Le seigneur de la parole concerne l’emploi de l’intellect pour mieux contrôler notre univers. Nous adoptons des concepts comme autant de manettes qui nous servent à contrôler les phénomènes. Nous ne voyons le monde qu’à travers eux. Ils deviennent des filtres qui font écran à une perception directe de ce qui est. Pour nous aider à maintenir un monde ou nous sommes en sécurité, nous voulons tout comprendre . Dans ce dessein, toutes les idéologies ou systèmes doctrinaux peuvent faire l’affaire : nationalisme, communisme, existentialisme, christianisme, bouddhisme. Tous ces « ismes » considérés comme des panacées à tous les maux deviennent des instruments de ce seigneur.

Le seigneur le plus sophistiqué, non content des manœuvres, encore bien trop grossières des deux seigneurs précédents, utilise l’effort de l’esprit qui cherche à rester conscient de lui-même. Un grand nombre de méditations, et plus largement de pratiques spirituelles, sont mises en œuvre dans le seul but de faire naître un état de plaisir ou de félicité, essayant de nous faire vivre «  en accord avec ce que nous voudrions être ». La véritable spiritualité se fonde au contraire sur une approche réaliste de soi-même et du monde.

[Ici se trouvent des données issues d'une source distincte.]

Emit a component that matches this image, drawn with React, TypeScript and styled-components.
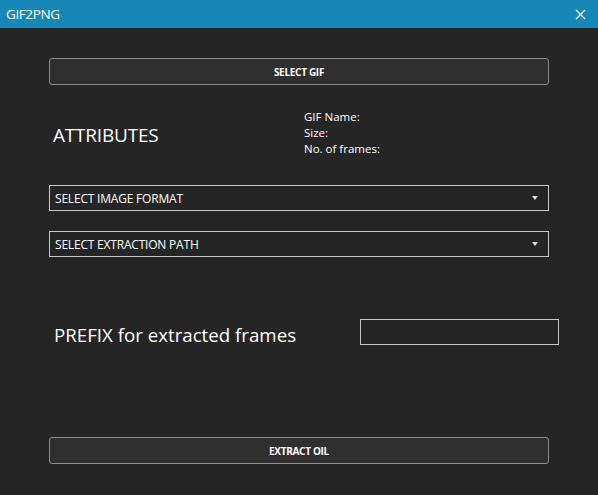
import React from 'react';
import styled, { createGlobalStyle } from 'styled-components';

const GlobalStyle = createGlobalStyle`
  html, body { margin: 0; padding: 0; background: #252525; }
  body { font-family: "Open Sans", "Noto Sans", sans-serif; }
`;

const App: React.FC = () => {
  return (
    <Window>
      <GlobalStyle />
      <TitleBar>
        <Title>GIF2PNG</Title>
        <CloseBtn width="11" height="11" viewBox="0 0 11 11">
          <path d="M1 1 L10 10 M10 1 L1 10" stroke="#e8f2f8" strokeWidth="1.4" />
        </CloseBtn>
      </TitleBar>
      <Body>
        <WideButton>SELECT GIF</WideButton>
        <AttrRow>
          <AttrTitle>ATTRIBUTES</AttrTitle>
          <InfoList>
            <InfoLine>GIF Name:</InfoLine>
            <InfoLine>Size:</InfoLine>
            <InfoLine>No. of frames:</InfoLine>
          </InfoList>
        </AttrRow>
        <Combo>
          <span>SELECT IMAGE FORMAT</span>
          <Arrow />
        </Combo>
        <Combo $gap={20}>
          <span>SELECT EXTRACTION PATH</span>
          <Arrow />
        </Combo>
        <PrefixRow>
          <PrefixLabel>PREFIX for extracted frames</PrefixLabel>
          <PrefixInput />
        </PrefixRow>
        <WideButton $top={90}>EXTRACT OIL</WideButton>
      </Body>
    </Window>
  );
};

export default App;

const Window = styled.div`
  width: 598px;
  height: 495px;
  background: #252525;
  color: #ffffff;
  overflow: hidden;
`;

const TitleBar = styled.div`
  height: 28px;
  background: #1787b8;
  display: flex;
  align-items: center;
  justify-content: space-between;
  padding: 0 12px 0 6px;
`;

const Title = styled.span`
  font-family: "Open Sans", sans-serif;
  font-size: 13.5px;
  letter-spacing: -0.4px;
  color: #ffffff;
`;

const CloseBtn = styled.svg`
  display: block;
`;

const Body = styled.div`
  display: flex;
  flex-direction: column;
  padding: 30px 49px 0 49px;
`;

const WideButton = styled.div<{ $top?: number }>`
  margin-top: ${p => p.$top ?? 0}px;
  height: 27px;
  box-sizing: border-box;
  border: 1px solid #8c8c8c;
  border-radius: 3px;
  background: #2f2f2f;
  display: flex;
  align-items: center;
  justify-content: center;
  font-size: 10px;
  font-weight: 700;
  letter-spacing: -0.3px;
`;

const AttrRow = styled.div`
  display: flex;
  align-items: center;
  height: 100px;
`;

const AttrTitle = styled.div`
  width: 251px;
  padding-left: 4px;
  font-size: 19px;
  letter-spacing: -0.2px;
`;

const InfoList = styled.div`
  display: flex;
  flex-direction: column;
  margin-top: -4px;
`;

const InfoLine = styled.div`
  font-size: 11.5px;
  line-height: 16px;
`;

const Combo = styled.div<{ $gap?: number }>`
  margin-top: ${p => p.$gap ?? 0}px;
  height: 26px;
  box-sizing: border-box;
  border: 1px solid #c8c8c8;
  display: flex;
  align-items: center;
  justify-content: space-between;
  padding: 0 10px 0 5px;
  font-size: 12px;
  letter-spacing: -0.2px;
`;

const Arrow = styled.span`
  width: 0;
  height: 0;
  border-left: 3px solid transparent;
  border-right: 3px solid transparent;
  border-top: 4px solid #e0e0e0;
`;

const PrefixRow = styled.div`
  display: flex;
  align-items: center;
  justify-content: space-between;
  margin-top: 60px;
  margin-right: -10px;
`;

const PrefixLabel = styled.div`
  margin-top: 5px;
  padding-left: 5px;
  font-size: 18.7px;
`;

const PrefixInput = styled.div`
  width: 199px;
  height: 26px;
  box-sizing: border-box;
  border: 1px solid #c8c8c8;
`;
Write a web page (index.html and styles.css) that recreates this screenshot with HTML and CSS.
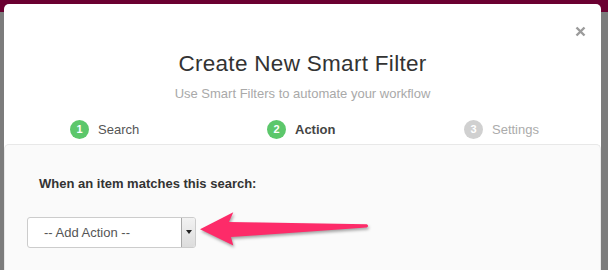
FILE: index.html
```html
<!DOCTYPE html>
<html>
<head>
<meta charset="utf-8">
<link rel="stylesheet" href="styles.css">
</head>
<body>
<div class="backdrop">
  <div class="modal">
    <button class="close" aria-label="Close">
      <svg width="11" height="11" viewBox="0 0 11 11"><path d="M1.5 1.5 L9.5 9.5 M9.5 1.5 L1.5 9.5" stroke="#9b9b9b" stroke-width="2.4" stroke-linecap="butt"/></svg>
    </button>
    <h1 class="title">Create New Smart Filter</h1>
    <p class="subtitle">Use Smart Filters to automate your workflow</p>
    <div class="steps">
      <div class="step done"><span class="num">1</span><span class="label">Search</span></div>
      <div class="step active"><span class="num">2</span><span class="label">Action</span></div>
      <div class="step todo"><span class="num">3</span><span class="label">Settings</span></div>
    </div>
    <div class="panel">
      <div class="panel-label">When an item matches this search:</div>
      <div class="select">
        <span class="select-text">-- Add Action --</span>
        <span class="select-btn"><span class="caret"></span></span>
      </div>
      <svg class="annot-arrow" width="180" height="50" viewBox="0 0 180 50">
        <path d="M5 24.3 L38.3 7.3 L34 17 L171.7 19.3 Q174.5 20.8 171.7 22.6 L36 32 L38.3 40.6 Z" fill="#fd2b69"/>
      </svg>
    </div>
  </div>
</div>
</body>
</html>
```

FILE: styles.css
```css
html, body {
  margin: 0;
  padding: 0;
  height: 270px;
  overflow: hidden;
}
body {
  font-family: "Liberation Sans", Arial, sans-serif;
}
.backdrop {
  height: 270px;
  background: linear-gradient(#6b0031 0, #6b0031 12px, #7c7c7c 12px, #7c7c7c 100%);
  padding: 4px 0 0 4px;
  box-sizing: border-box;
  overflow: hidden;
}
.modal {
  position: relative;
  width: 597px;
  height: 400px;
  background: #ffffff;
  border-radius: 5px 5px 0 0;
  text-align: center;
}
.close {
  position: absolute;
  top: 22px;
  right: 15px;
  width: 11px;
  height: 11px;
  padding: 0;
  border: 0;
  background: transparent;
  display: block;
}
.close svg {
  display: block;
}
.title {
  margin: 0;
  padding-top: 47px;
  font-size: 22.5px;
  letter-spacing: 0.3px;
  line-height: 26px;
  font-weight: normal;
  color: #333333;
}
.subtitle {
  margin: 9px 0 0;
  font-size: 13px;
  line-height: 16px;
  color: #a9a9a9;
}
.steps {
  display: grid;
  grid-template-columns: repeat(3, 197px);
  padding-left: 66px;
  margin-top: 17px;
  height: 20px;
  text-align: left;
}
.step {
  display: flex;
  align-items: center;
  gap: 9px;
  font-size: 13px;
}
.num {
  width: 19px;
  height: 19px;
  border-radius: 50%;
  background: #5cc76b;
  color: #ffffff;
  font-size: 11px;
  font-weight: bold;
  line-height: 19px;
  text-align: center;
}
.step.done .label {
  color: #555555;
}
.step.active .label {
  color: #444444;
  font-weight: bold;
}
.step.todo .num {
  background: #d0d0d0;
}
.step.todo .label {
  color: #ababab;
}
.panel {
  position: relative;
  margin-top: 5px;
  height: 300px;
  background: #fafafa;
  border: 1px solid #e8e8e8;
  border-bottom: 0;
  border-radius: 5px 5px 0 0;
  text-align: left;
  padding-top: 31px;
  box-sizing: border-box;
}
.panel-label {
  margin-left: 34px;
  font-size: 13px;
  line-height: 16px;
  font-weight: bold;
  color: #333333;
}
.select {
  margin: 25px 0 0 22px;
  width: 169px;
  height: 31px;
  box-sizing: border-box;
  background: #ffffff;
  border: 1px solid #cccccc;
  border-radius: 3px;
  display: flex;
  align-items: stretch;
  overflow: hidden;
}
.select-text {
  flex: 1;
  padding-left: 16px;
  font-size: 13px;
  line-height: 29px;
  color: #555555;
}
.select-btn {
  width: 14px;
  background: linear-gradient(#f2f2f2, #dcdcdc);
  border-left: 1px solid #a8a8a8;
  display: flex;
  justify-content: center;
  padding-top: 12px;
  box-sizing: border-box;
}
.caret {
  width: 0;
  height: 0;
  border-left: 3px solid transparent;
  border-right: 3px solid transparent;
  border-top: 4px solid #222222;
}
.annot-arrow {
  position: absolute;
  left: 190px;
  top: 60px;
  overflow: visible;
  filter: drop-shadow(1px 2px 1.5px rgba(0, 0, 0, 0.35));
}
```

L’analyse de ces trois seigneurs nous enseigne que tout peut servir au matérialisme, et qu’il ne se réduit pas au « règne de la quantité ». Le souci d’un certain confort matériel, l’effort intellectuel pour comprendre le monde ou celui d’une démarche spirituelle ne sont pas, en eux même des problèmes. Ils le deviennent si la motivation qui nous anime est le désir de nous rendre invulnérable et d’éviter peur et insécurité. Le matérialisme consiste à penser que notre existence doive être améliorée : « c’est bien la le point crucial : le mouvement qui nous porte à rechercher quelque chose est, en lui même, un blocage.

Les trois formes de matérialisme trouvent leurs source dans l’effort qu’accomplit l’ego pour se rassurer sur sa propre existence. Dans le bouddhisme le terme d’ego n’a pas le sens qu’il a dans la pensée occidentale. Il est une illusion qui veut se rassurer de la solidité de son existence. En ce sens, l’ego n’est pas une entité réelle, mais une accumulation d’habitudes et de confusions, un ensemble d’espoirs, de craintes et de rêves. Toute notre relation au monde passe ainsi par ce filtre qui vérifie si ce qui se passe nous est favorable ou défavorable. Dans une telle perspective, suivre un chemin spirituel ne sert qu’au seul projet personnel de gratification de l’ego, là ou il devrait permettre au contraire de nous ouvrir toujours plus profondément à ce qui est, et de « lâcher l’emprise obsessionnelle de l’ego ».